Epicyclic Gear System Having Two Arrays Of Pinions Mounted On Flexpins With Compensation For Carrier Distortion

An epicyclic gear system (A) includes sun and ring gears (2, 4) and planet pinions (6, 8) arranged in two side-by-side arrays (a, b) between the sun and ring gears, there also being a carrier (10, 50) to which planet pinions are coupled through flexpins (30). The carrier has primary and secondary walls (20, 22) between which the pinions are located and webs (24) connecting the walls. The flexpins for one array of pinions are cantilevered from the primary wall and the flexpins for the other array of pinions are cantilevered from the secondary wall. When the gear system operates, the carrier along its primary wall is subjected to an externally applied torque which transfers through the system at the planet pinions of the two arrays. The load path (pa) for the pinions at the primary wall is shorter than the load path (pb) for the pinions at the secondary wall, and this disparity causes the carrier to distort.
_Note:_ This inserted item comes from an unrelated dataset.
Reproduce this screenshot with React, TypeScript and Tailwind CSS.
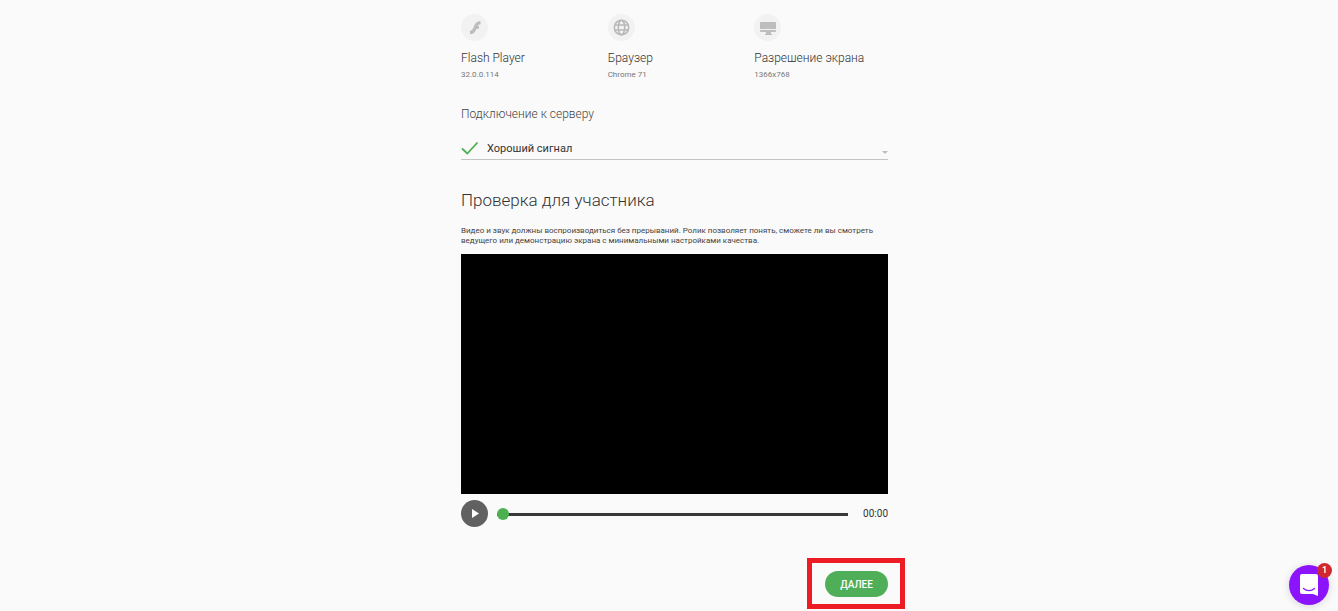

To compensate for this distortion so that the pinions of the two arrays will mesh more evenly with the sun and ring gears, the flexpins of the first array are offset angularly with respect to the flexpins of the second array, or the teeth of the pinions in the first array are narrower than the teeth of the pinions of the second array, or the primary wall of the carrier has areas (40, 44) of weakness where the flexpins of the first array are cantilevered from it, or the flexpins of the first array are more flexible than the flexpins of the second array. As a consequence, the pinions of the two arrays mesh better under load with the sun and ring gears and share the transfer of torque more evenly.